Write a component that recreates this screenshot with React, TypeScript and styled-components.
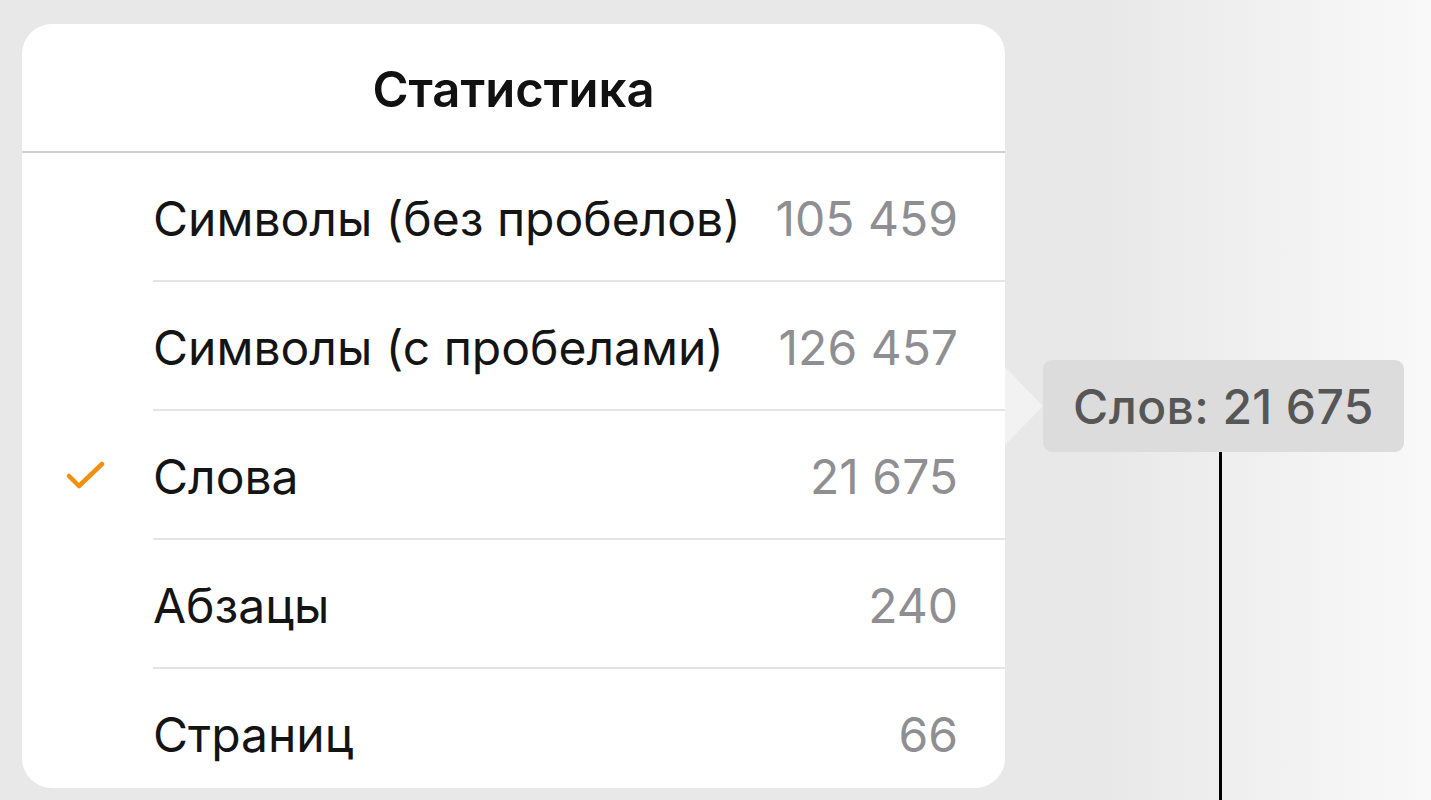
import React from "react";
import styled, { createGlobalStyle } from "styled-components";

const Global = createGlobalStyle`
  html, body { margin: 0; padding: 0; }
  body {
    width: 1431px;
    height: 800px;
    overflow: hidden;
    font-family: Inter, "Noto Sans", "DejaVu Sans", sans-serif;
    background: linear-gradient(90deg, #e8e8e8 0px, #e8e8e8 1100px, #f9f9f9 1431px);
  }
`;

const Page = styled.div`
  display: flex;
  align-items: flex-start;
  height: 800px;
  padding: 24px 0 0 22px;
  box-sizing: border-box;
`;

const Card = styled.div`
  width: 983px;
  height: 764px;
  background: #ffffff;
  border-radius: 30px;
  overflow: hidden;
  display: flex;
  flex-direction: column;
  flex-shrink: 0;
`;

const Header = styled.div`
  height: 124px;
  padding-top: 3px;
  flex-shrink: 0;
  display: flex;
  align-items: center;
  justify-content: center;
  border-bottom: 2px solid #cfcfcf;
  font-size: 49px;
  font-weight: 600;
  color: #111;
`;

const Row = styled.div<{ $last?: boolean }>`
  display: flex;
  align-items: stretch;
  height: ${(p) => (p.$last ? "auto" : "129px")};
  flex: ${(p) => (p.$last ? "1" : "0 0 auto")};
`;

const CheckCell = styled.div`
  width: 131px;
  display: flex;
  align-items: center;
  justify-content: center;
  padding-left: 8px;
  padding-right: 12px;
  box-sizing: border-box;
`;

const RowBody = styled.div<{ $last?: boolean }>`
  flex: 1;
  display: flex;
  align-items: center;
  justify-content: space-between;
  padding-right: 47px;
  border-bottom: ${(p) => (p.$last ? "none" : "2px solid #e4e4e4")};
`;

const Label = styled.span<{ $last?: boolean }>`
  font-size: 48px;
  color: #141414;
  padding-top: ${(p) => (p.$last ? "12px" : "4px")};
`;

const Value = styled.span<{ $last?: boolean }>`
  font-size: 48px;
  color: #8f8f93;
  padding-top: ${(p) => (p.$last ? "12px" : "4px")};
`;

const Callout = styled.div`
  display: flex;
  flex-direction: column;
  margin-top: 336px;
`;

const CalloutTop = styled.div`
  display: flex;
  align-items: center;
`;

const Arrow = styled.div`
  width: 0;
  height: 0;
  border-top: 39px solid transparent;
  border-bottom: 39px solid transparent;
  border-left: 38px solid #f2f2f2;
`;

const Bubble = styled.div`
  width: 361px;
  height: 92px;
  background: #dcdcdc;
  border-radius: 9px;
  display: flex;
  align-items: center;
  justify-content: center;
  font-size: 48px;
  font-weight: 500;
  color: #565656;
  letter-spacing: 0.4px;
`;

const Stem = styled.div`
  width: 3px;
  height: 360px;
  background: #000;
  margin-left: 214px;
`;

const Check = () => (
  <svg width="40" height="32" viewBox="0 0 40 32">
    <path
      d="M3 16 L13 26 L36 4"
      fill="none"
      stroke="#f0900e"
      strokeWidth="4.5"
      strokeLinecap="round"
      strokeLinejoin="round"
    />
  </svg>
);

const rows = [
  { label: "Символы (без пробелов)", value: "105 459" },
  { label: "Символы (с пробелами)", value: "126 457" },
  { label: "Слова", value: "21 675", checked: true },
  { label: "Абзацы", value: "240" },
  { label: "Страниц", value: "66" },
];

export default function App() {
  return (
    <>
      <Global />
      <Page>
        <Card>
          <Header>Статистика</Header>
          {rows.map((r, i) => {
            const last = i === rows.length - 1;
            return (
              <Row key={r.label} $last={last}>
                <CheckCell>{r.checked ? <Check /> : null}</CheckCell>
                <RowBody $last={last}>
                  <Label $last={last}>{r.label}</Label>
                  <Value $last={last}>{r.value}</Value>
                </RowBody>
              </Row>
            );
          })}
        </Card>
        <Callout>
          <CalloutTop>
            <Arrow />
            <Bubble>Слов: 21 675</Bubble>
          </CalloutTop>
          <Stem />
        </Callout>
      </Page>
    </>
  );
}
....................
• **What needs to be done**: Output all of the data exactly as it stands, minus any images.

• **Output**:
Write a component that recreates this screenshot with React, TypeScript and styled-components.
import React from "react";
import styled, { createGlobalStyle } from "styled-components";

const Global = createGlobalStyle`
  html, body { margin: 0; padding: 0; }
  body {
    width: 1431px;
    height: 800px;
    overflow: hidden;
    font-family: Inter, "Noto Sans", "DejaVu Sans", sans-serif;
    background: linear-gradient(90deg, #e8e8e8 0px, #e8e8e8 1100px, #f9f9f9 1431px);
  }
`;

const Page = styled.div`
  display: flex;
  align-items: flex-start;
  height: 800px;
  padding: 24px 0 0 22px;
  box-sizing: border-box;
`;

const Card = styled.div`
  width: 983px;
  height: 764px;
  background: #ffffff;
  border-radius: 30px;
  overflow: hidden;
  display: flex;
  flex-direction: column;
  flex-shrink: 0;
`;

const Header = styled.div`
  height: 124px;
  padding-top: 3px;
  flex-shrink: 0;
  display: flex;
  align-items: center;
  justify-content: center;
  border-bottom: 2px solid #cfcfcf;
  font-size: 49px;
  font-weight: 600;
  color: #111;
`;

const Row = styled.div<{ $last?: boolean }>`
  display: flex;
  align-items: stretch;
  height: ${(p) => (p.$last ? "auto" : "129px")};
  flex: ${(p) => (p.$last ? "1" : "0 0 auto")};
`;

const CheckCell = styled.div`
  width: 131px;
  display: flex;
  align-items: center;
  justify-content: center;
  padding-left: 8px;
  padding-right: 12px;
  box-sizing: border-box;
`;

const RowBody = styled.div<{ $last?: boolean }>`
  flex: 1;
  display: flex;
  align-items: center;
  justify-content: space-between;
  padding-right: 47px;
  border-bottom: ${(p) => (p.$last ? "none" : "2px solid #e4e4e4")};
`;

const Label = styled.span<{ $last?: boolean }>`
  font-size: 48px;
  color: #141414;
  padding-top: ${(p) => (p.$last ? "12px" : "4px")};
`;

const Value = styled.span<{ $last?: boolean }>`
  font-size: 48px;
  color: #8f8f93;
  padding-top: ${(p) => (p.$last ? "12px" : "4px")};
`;

const Callout = styled.div`
  display: flex;
  flex-direction: column;
  margin-top: 336px;
`;

const CalloutTop = styled.div`
  display: flex;
  align-items: center;
`;

const Arrow = styled.div`
  width: 0;
  height: 0;
  border-top: 39px solid transparent;
  border-bottom: 39px solid transparent;
  border-left: 38px solid #f2f2f2;
`;

const Bubble = styled.div`
  width: 361px;
  height: 92px;
  background: #dcdcdc;
  border-radius: 9px;
  display: flex;
  align-items: center;
  justify-content: center;
  font-size: 48px;
  font-weight: 500;
  color: #565656;
  letter-spacing: 0.4px;
`;

const Stem = styled.div`
  width: 3px;
  height: 360px;
  background: #000;
  margin-left: 214px;
`;

const Check = () => (
  <svg width="40" height="32" viewBox="0 0 40 32">
    <path
      d="M3 16 L13 26 L36 4"
      fill="none"
      stroke="#f0900e"
      strokeWidth="4.5"
      strokeLinecap="round"
      strokeLinejoin="round"
    />
  </svg>
);

const rows = [
  { label: "Символы (без пробелов)", value: "105 459" },
  { label: "Символы (с пробелами)", value: "126 457" },
  { label: "Слова", value: "21 675", checked: true },
  { label: "Абзацы", value: "240" },
  { label: "Страниц", value: "66" },
];

export default function App() {
  return (
    <>
      <Global />
      <Page>
        <Card>
          <Header>Статистика</Header>
          {rows.map((r, i) => {
            const last = i === rows.length - 1;
            return (
              <Row key={r.label} $last={last}>
                <CheckCell>{r.checked ? <Check /> : null}</CheckCell>
                <RowBody $last={last}>
                  <Label $last={last}>{r.label}</Label>
                  <Value $last={last}>{r.value}</Value>
                </RowBody>
              </Row>
            );
          })}
        </Card>
        <Callout>
          <CalloutTop>
            <Arrow />
            <Bubble>Слов: 21 675</Bubble>
          </CalloutTop>
          <Stem />
        </Callout>
      </Page>
    </>
  );
}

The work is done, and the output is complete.